Aim: Word for word, copy all the data and drop the pictures.

Source excerpt:
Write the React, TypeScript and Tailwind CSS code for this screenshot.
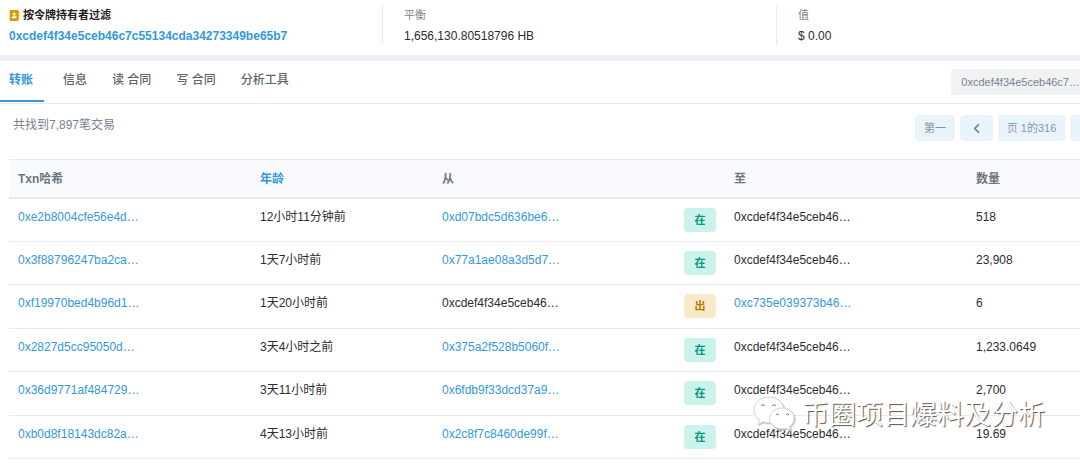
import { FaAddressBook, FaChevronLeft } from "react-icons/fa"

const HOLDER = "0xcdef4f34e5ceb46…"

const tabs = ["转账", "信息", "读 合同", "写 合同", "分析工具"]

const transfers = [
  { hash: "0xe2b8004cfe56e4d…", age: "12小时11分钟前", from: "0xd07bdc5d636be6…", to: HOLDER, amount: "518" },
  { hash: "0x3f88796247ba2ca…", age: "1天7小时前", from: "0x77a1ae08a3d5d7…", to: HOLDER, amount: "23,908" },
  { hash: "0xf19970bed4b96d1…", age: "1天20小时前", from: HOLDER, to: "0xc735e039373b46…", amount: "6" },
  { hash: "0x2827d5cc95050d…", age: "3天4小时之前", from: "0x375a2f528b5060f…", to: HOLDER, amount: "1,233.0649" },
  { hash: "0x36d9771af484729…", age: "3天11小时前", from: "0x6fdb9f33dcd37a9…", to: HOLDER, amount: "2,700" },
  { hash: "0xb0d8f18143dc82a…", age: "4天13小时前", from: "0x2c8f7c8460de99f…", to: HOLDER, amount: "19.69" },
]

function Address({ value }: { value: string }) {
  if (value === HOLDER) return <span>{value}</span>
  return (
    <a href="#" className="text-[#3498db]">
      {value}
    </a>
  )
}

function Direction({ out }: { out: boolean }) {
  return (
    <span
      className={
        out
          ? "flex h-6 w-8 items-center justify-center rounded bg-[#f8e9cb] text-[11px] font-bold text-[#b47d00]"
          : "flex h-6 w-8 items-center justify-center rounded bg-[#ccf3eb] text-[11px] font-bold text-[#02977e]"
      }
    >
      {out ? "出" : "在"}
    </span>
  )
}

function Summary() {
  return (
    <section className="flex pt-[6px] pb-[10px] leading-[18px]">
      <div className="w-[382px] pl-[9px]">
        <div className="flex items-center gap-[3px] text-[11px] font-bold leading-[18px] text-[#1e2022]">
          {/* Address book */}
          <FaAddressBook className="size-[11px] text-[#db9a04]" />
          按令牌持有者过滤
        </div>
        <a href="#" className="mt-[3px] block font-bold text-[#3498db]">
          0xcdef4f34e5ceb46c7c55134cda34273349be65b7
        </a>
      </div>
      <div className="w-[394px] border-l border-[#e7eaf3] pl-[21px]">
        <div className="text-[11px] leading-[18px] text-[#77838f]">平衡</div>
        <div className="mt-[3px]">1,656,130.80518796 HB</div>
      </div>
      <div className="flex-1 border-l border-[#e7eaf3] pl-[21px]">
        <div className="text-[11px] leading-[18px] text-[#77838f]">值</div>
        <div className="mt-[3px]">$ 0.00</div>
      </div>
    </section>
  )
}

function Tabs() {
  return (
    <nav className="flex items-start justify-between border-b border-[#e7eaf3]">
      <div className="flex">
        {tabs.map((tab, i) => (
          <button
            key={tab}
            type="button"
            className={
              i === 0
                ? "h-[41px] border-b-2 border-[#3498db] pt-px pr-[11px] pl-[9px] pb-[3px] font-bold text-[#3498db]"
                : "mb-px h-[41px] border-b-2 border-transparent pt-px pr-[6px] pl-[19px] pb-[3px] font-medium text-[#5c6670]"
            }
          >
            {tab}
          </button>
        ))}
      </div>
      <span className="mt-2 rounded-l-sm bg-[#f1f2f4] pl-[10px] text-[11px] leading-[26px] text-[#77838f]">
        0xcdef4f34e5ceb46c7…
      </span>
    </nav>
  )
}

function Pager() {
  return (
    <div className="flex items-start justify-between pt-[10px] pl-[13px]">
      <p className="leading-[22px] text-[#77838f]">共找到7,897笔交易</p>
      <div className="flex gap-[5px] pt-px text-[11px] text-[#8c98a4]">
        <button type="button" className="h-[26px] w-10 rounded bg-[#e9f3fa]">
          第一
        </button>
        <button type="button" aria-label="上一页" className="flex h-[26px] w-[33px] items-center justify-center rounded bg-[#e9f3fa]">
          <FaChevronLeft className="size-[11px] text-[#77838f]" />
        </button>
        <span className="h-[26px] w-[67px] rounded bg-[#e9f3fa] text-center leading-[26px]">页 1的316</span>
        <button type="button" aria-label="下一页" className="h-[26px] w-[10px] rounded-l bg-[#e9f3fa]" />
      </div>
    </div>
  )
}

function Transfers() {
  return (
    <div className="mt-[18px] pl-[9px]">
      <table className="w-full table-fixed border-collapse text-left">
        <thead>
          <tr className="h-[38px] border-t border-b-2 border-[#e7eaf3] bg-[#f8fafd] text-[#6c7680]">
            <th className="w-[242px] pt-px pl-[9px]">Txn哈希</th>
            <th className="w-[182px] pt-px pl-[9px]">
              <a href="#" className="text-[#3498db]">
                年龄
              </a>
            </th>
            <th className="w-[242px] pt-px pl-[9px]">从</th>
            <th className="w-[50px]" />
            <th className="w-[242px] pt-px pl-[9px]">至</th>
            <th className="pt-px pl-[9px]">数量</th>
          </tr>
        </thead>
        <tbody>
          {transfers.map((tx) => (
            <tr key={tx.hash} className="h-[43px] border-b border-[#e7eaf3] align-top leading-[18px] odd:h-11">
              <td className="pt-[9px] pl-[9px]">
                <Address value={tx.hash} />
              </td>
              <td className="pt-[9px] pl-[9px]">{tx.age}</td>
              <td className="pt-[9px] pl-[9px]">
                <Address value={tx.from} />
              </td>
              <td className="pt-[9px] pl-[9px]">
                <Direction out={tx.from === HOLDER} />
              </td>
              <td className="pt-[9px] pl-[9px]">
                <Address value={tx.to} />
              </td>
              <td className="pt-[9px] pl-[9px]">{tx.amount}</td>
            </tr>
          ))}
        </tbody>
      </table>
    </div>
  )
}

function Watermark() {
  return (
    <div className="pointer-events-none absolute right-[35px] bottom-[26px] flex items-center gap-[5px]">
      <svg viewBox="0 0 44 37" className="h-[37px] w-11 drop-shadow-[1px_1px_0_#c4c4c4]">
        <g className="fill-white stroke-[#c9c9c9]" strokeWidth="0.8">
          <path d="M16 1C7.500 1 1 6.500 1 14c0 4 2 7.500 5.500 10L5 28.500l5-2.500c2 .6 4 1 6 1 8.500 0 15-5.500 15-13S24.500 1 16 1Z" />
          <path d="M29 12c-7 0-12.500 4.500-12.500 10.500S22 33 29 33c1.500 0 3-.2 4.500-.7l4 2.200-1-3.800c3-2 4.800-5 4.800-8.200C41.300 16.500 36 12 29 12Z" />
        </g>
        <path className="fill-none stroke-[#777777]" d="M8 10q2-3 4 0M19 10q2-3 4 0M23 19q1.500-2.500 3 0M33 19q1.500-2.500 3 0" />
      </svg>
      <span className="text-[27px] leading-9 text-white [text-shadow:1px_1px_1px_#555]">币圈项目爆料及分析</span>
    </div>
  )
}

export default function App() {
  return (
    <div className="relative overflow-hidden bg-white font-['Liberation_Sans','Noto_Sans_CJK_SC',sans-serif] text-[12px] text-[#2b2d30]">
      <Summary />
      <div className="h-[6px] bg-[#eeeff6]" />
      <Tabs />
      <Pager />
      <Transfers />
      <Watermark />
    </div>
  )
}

Completed exercise:
Write the React, TypeScript and Tailwind CSS code for this screenshot.
import { FaAddressBook, FaChevronLeft } from "react-icons/fa"

const HOLDER = "0xcdef4f34e5ceb46…"

const tabs = ["转账", "信息", "读 合同", "写 合同", "分析工具"]

const transfers = [
  { hash: "0xe2b8004cfe56e4d…", age: "12小时11分钟前", from: "0xd07bdc5d636be6…", to: HOLDER, amount: "518" },
  { hash: "0x3f88796247ba2ca…", age: "1天7小时前", from: "0x77a1ae08a3d5d7…", to: HOLDER, amount: "23,908" },
  { hash: "0xf19970bed4b96d1…", age: "1天20小时前", from: HOLDER, to: "0xc735e039373b46…", amount: "6" },
  { hash: "0x2827d5cc95050d…", age: "3天4小时之前", from: "0x375a2f528b5060f…", to: HOLDER, amount: "1,233.0649" },
  { hash: "0x36d9771af484729…", age: "3天11小时前", from: "0x6fdb9f33dcd37a9…", to: HOLDER, amount: "2,700" },
  { hash: "0xb0d8f18143dc82a…", age: "4天13小时前", from: "0x2c8f7c8460de99f…", to: HOLDER, amount: "19.69" },
]

function Address({ value }: { value: string }) {
  if (value === HOLDER) return <span>{value}</span>
  return (
    <a href="#" className="text-[#3498db]">
      {value}
    </a>
  )
}

function Direction({ out }: { out: boolean }) {
  return (
    <span
      className={
        out
          ? "flex h-6 w-8 items-center justify-center rounded bg-[#f8e9cb] text-[11px] font-bold text-[#b47d00]"
          : "flex h-6 w-8 items-center justify-center rounded bg-[#ccf3eb] text-[11px] font-bold text-[#02977e]"
      }
    >
      {out ? "出" : "在"}
    </span>
  )
}

function Summary() {
  return (
    <section className="flex pt-[6px] pb-[10px] leading-[18px]">
      <div className="w-[382px] pl-[9px]">
        <div className="flex items-center gap-[3px] text-[11px] font-bold leading-[18px] text-[#1e2022]">
          {/* Address book */}
          <FaAddressBook className="size-[11px] text-[#db9a04]" />
          按令牌持有者过滤
        </div>
        <a href="#" className="mt-[3px] block font-bold text-[#3498db]">
          0xcdef4f34e5ceb46c7c55134cda34273349be65b7
        </a>
      </div>
      <div className="w-[394px] border-l border-[#e7eaf3] pl-[21px]">
        <div className="text-[11px] leading-[18px] text-[#77838f]">平衡</div>
        <div className="mt-[3px]">1,656,130.80518796 HB</div>
      </div>
      <div className="flex-1 border-l border-[#e7eaf3] pl-[21px]">
        <div className="text-[11px] leading-[18px] text-[#77838f]">值</div>
        <div className="mt-[3px]">$ 0.00</div>
      </div>
    </section>
  )
}

function Tabs() {
  return (
    <nav className="flex items-start justify-between border-b border-[#e7eaf3]">
      <div className="flex">
        {tabs.map((tab, i) => (
          <button
            key={tab}
            type="button"
            className={
              i === 0
                ? "h-[41px] border-b-2 border-[#3498db] pt-px pr-[11px] pl-[9px] pb-[3px] font-bold text-[#3498db]"
                : "mb-px h-[41px] border-b-2 border-transparent pt-px pr-[6px] pl-[19px] pb-[3px] font-medium text-[#5c6670]"
            }
          >
            {tab}
          </button>
        ))}
      </div>
      <span className="mt-2 rounded-l-sm bg-[#f1f2f4] pl-[10px] text-[11px] leading-[26px] text-[#77838f]">
        0xcdef4f34e5ceb46c7…
      </span>
    </nav>
  )
}

function Pager() {
  return (
    <div className="flex items-start justify-between pt-[10px] pl-[13px]">
      <p className="leading-[22px] text-[#77838f]">共找到7,897笔交易</p>
      <div className="flex gap-[5px] pt-px text-[11px] text-[#8c98a4]">
        <button type="button" className="h-[26px] w-10 rounded bg-[#e9f3fa]">
          第一
        </button>
        <button type="button" aria-label="上一页" className="flex h-[26px] w-[33px] items-center justify-center rounded bg-[#e9f3fa]">
          <FaChevronLeft className="size-[11px] text-[#77838f]" />
        </button>
        <span className="h-[26px] w-[67px] rounded bg-[#e9f3fa] text-center leading-[26px]">页 1的316</span>
        <button type="button" aria-label="下一页" className="h-[26px] w-[10px] rounded-l bg-[#e9f3fa]" />
      </div>
    </div>
  )
}

function Transfers() {
  return (
    <div className="mt-[18px] pl-[9px]">
      <table className="w-full table-fixed border-collapse text-left">
        <thead>
          <tr className="h-[38px] border-t border-b-2 border-[#e7eaf3] bg-[#f8fafd] text-[#6c7680]">
            <th className="w-[242px] pt-px pl-[9px]">Txn哈希</th>
            <th className="w-[182px] pt-px pl-[9px]">
              <a href="#" className="text-[#3498db]">
                年龄
              </a>
            </th>
            <th className="w-[242px] pt-px pl-[9px]">从</th>
            <th className="w-[50px]" />
            <th className="w-[242px] pt-px pl-[9px]">至</th>
            <th className="pt-px pl-[9px]">数量</th>
          </tr>
        </thead>
        <tbody>
          {transfers.map((tx) => (
            <tr key={tx.hash} className="h-[43px] border-b border-[#e7eaf3] align-top leading-[18px] odd:h-11">
              <td className="pt-[9px] pl-[9px]">
                <Address value={tx.hash} />
              </td>
              <td className="pt-[9px] pl-[9px]">{tx.age}</td>
              <td className="pt-[9px] pl-[9px]">
                <Address value={tx.from} />
              </td>
              <td className="pt-[9px] pl-[9px]">
                <Direction out={tx.from === HOLDER} />
              </td>
              <td className="pt-[9px] pl-[9px]">
                <Address value={tx.to} />
              </td>
              <td className="pt-[9px] pl-[9px]">{tx.amount}</td>
            </tr>
          ))}
        </tbody>
      </table>
    </div>
  )
}

function Watermark() {
  return (
    <div className="pointer-events-none absolute right-[35px] bottom-[26px] flex items-center gap-[5px]">
      <svg viewBox="0 0 44 37" className="h-[37px] w-11 drop-shadow-[1px_1px_0_#c4c4c4]">
        <g className="fill-white stroke-[#c9c9c9]" strokeWidth="0.8">
          <path d="M16 1C7.500 1 1 6.500 1 14c0 4 2 7.500 5.500 10L5 28.500l5-2.500c2 .6 4 1 6 1 8.500 0 15-5.500 15-13S24.500 1 16 1Z" />
          <path d="M29 12c-7 0-12.500 4.500-12.500 10.500S22 33 29 33c1.500 0 3-.2 4.500-.7l4 2.200-1-3.800c3-2 4.800-5 4.800-8.200C41.300 16.500 36 12 29 12Z" />
        </g>
        <path className="fill-none stroke-[#777777]" d="M8 10q2-3 4 0M19 10q2-3 4 0M23 19q1.500-2.500 3 0M33 19q1.500-2.500 3 0" />
      </svg>
      <span className="text-[27px] leading-9 text-white [text-shadow:1px_1px_1px_#555]">币圈项目爆料及分析</span>
    </div>
  )
}

export default function App() {
  return (
    <div className="relative overflow-hidden bg-white font-['Liberation_Sans','Noto_Sans_CJK_SC',sans-serif] text-[12px] text-[#2b2d30]">
      <Summary />
      <div className="h-[6px] bg-[#eeeff6]" />
      <Tabs />
      <Pager />
      <Transfers />
      <Watermark />
    </div>
  )
}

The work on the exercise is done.